一般来说他们看琼瑶类型的连续剧,比如“深宅雪”之类,有时候看宫斗片。偶尔他们的关注点来到了与剧情无关的细节,这个时候你要特别重视,很可能他们将说出高含信息量的话。比如他们评价电视里那套漂亮的房子,看着漂亮是漂亮,但屋瓦上没有“瓦虫”,经不起风雨。这个评价如此专业,以至于我完全听不懂。
当然也不止是看电视,还有一个重要的工作和娱乐是在晚上进行的,那就是赌博。
包括扑克、麻将、六合彩。这真是愉快的链接,白天的时候他们还会意犹未尽地讨论昨晚押六合彩的趣事,也会讨论昨晚麻将桌上说过的那些黄色笑话。

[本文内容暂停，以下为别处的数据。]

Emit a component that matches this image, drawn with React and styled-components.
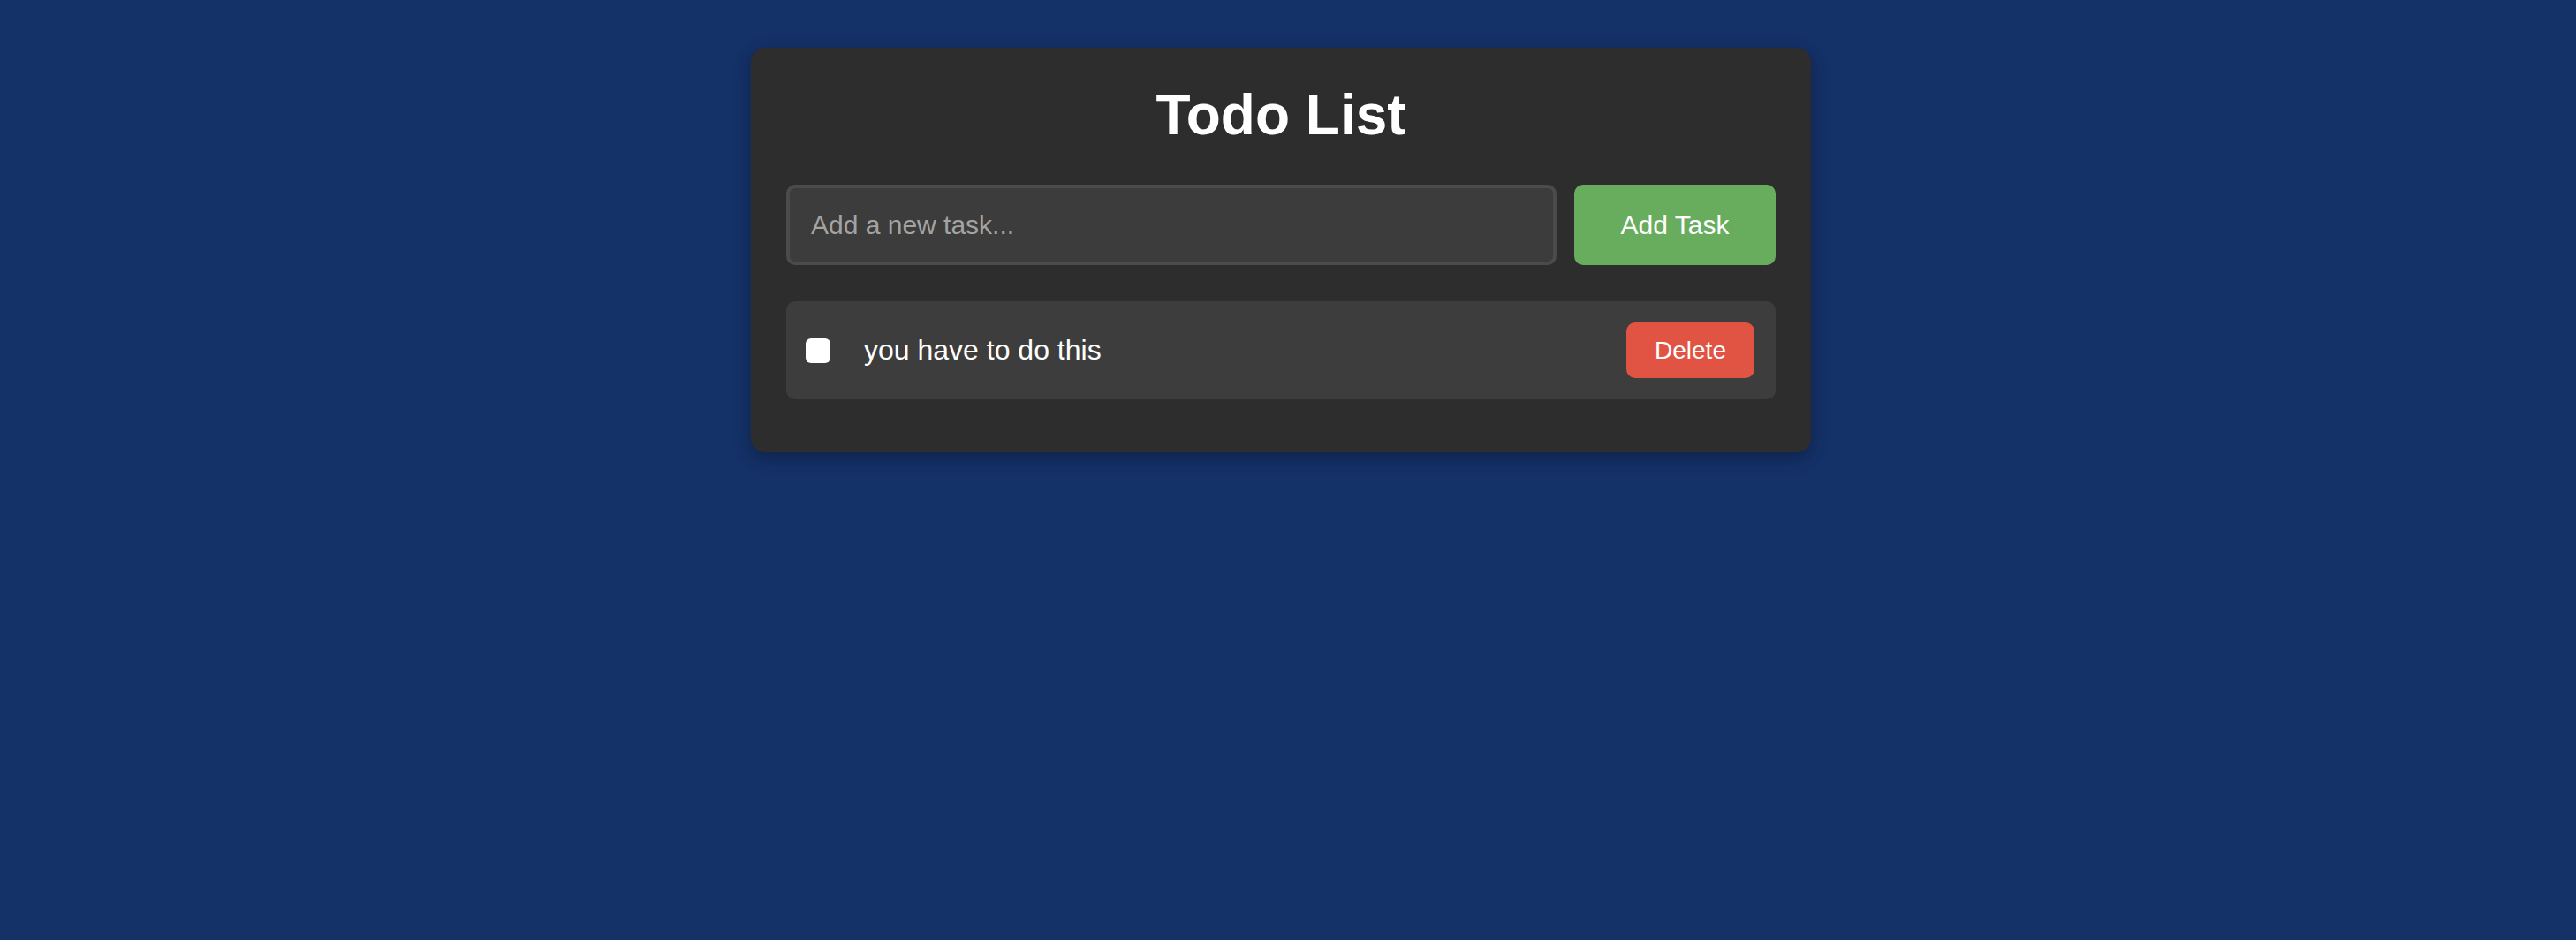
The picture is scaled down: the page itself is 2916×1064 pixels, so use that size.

六合彩有相关教材,教材上种种提示,跟算命时抽签一样,十分玄妙。有时候看到有人坐在家里客厅研读书籍,好一付乡村耕读图!毫无疑问,他正在为今天晚上买什么数字和生肖而研读教材。
比如楚姨就告诉过我她最得意的一次成功。那一次的提示语是“看家守户最忠诚”,人人以为是狗,都买了狗,唯独她买了猴,结果她对了。为什么是猴呢?楚姨反问我,你想想为唐僧取经保驾的是谁?是不是孙猴子!
又比如更昌叔的某次成功是,提示语称“两脚跑得快”,他买的是马,他的小伙伴都笑了,说马明明是四脚。应该是鸡才对啊,鸡才是两只脚吧。更昌叔也笑了,你们有所不知,马跑起来的时候,都是两只脚两只脚地跑的……写到这里觉得我用文字无法描述,总之更昌叔赢了。
然而,在没有六合彩和没有电视的时候,乡村之夜,就是另一个世界。

▍四
在村里我还住过七娣家。如前所说,七娣是“孤鸟入人群”,她是被卖来的。丈夫有智力障碍。她有两个孩子,都在城里打工。七娣是个很勤勉的人,在家里的时间很少很少,都是天未亮就没出门,天彻底黑了才回家来。
她的日常生活毫无品质可言,吃的很粗糙,穿的更是随便,睡眠很少。她的房间连一个正式的衣柜都没有,只有简易布衣柜,墙角放着行李箱和编织袋。她在这个家仿佛是临时的生活,但这种临时的生活对她来说很可能是持续一生。
这天晚上,天还没黑,但开始下雨。勤勉的七娣无奈地从地里回到家。下雨没法干农活,但她不习惯闲着,很快又传来她在舂草药的声音。
下雨的夜晚,就不再有乡村沙龙了。尤其是七娣家,她的智障丈夫可能是因素之一,她家周围的泥路也许是因素之二。出一趟门还得特意换上雨靴,到了别人家,还得换鞋子,要不就是一脚的泥。
也因为下雨的原因,电视线路也出了问题,收不到任何节目。
七娣的智障丈夫在天井徘徊了一下就进屋了,大概他准备睡觉了。还没八点就没准备睡觉。要不然呢?七娣坐在没有电视声的客厅里,因为不识字,她没法刷手机。她沉默地坐着,那是一个村妇少见的、难得的然而也令人心碎的沉默。
我之前说,在村子里没有人是寂寞的。我错了。这时,这个村子里的寂寞比城里的寂寞更彻底,更终极。在白天,被忙碌所遮盖的寂寞,此时像退潮后的礁石一样显现出来。我坐在她对面,也不能为这寂寞,遮掩一点什么。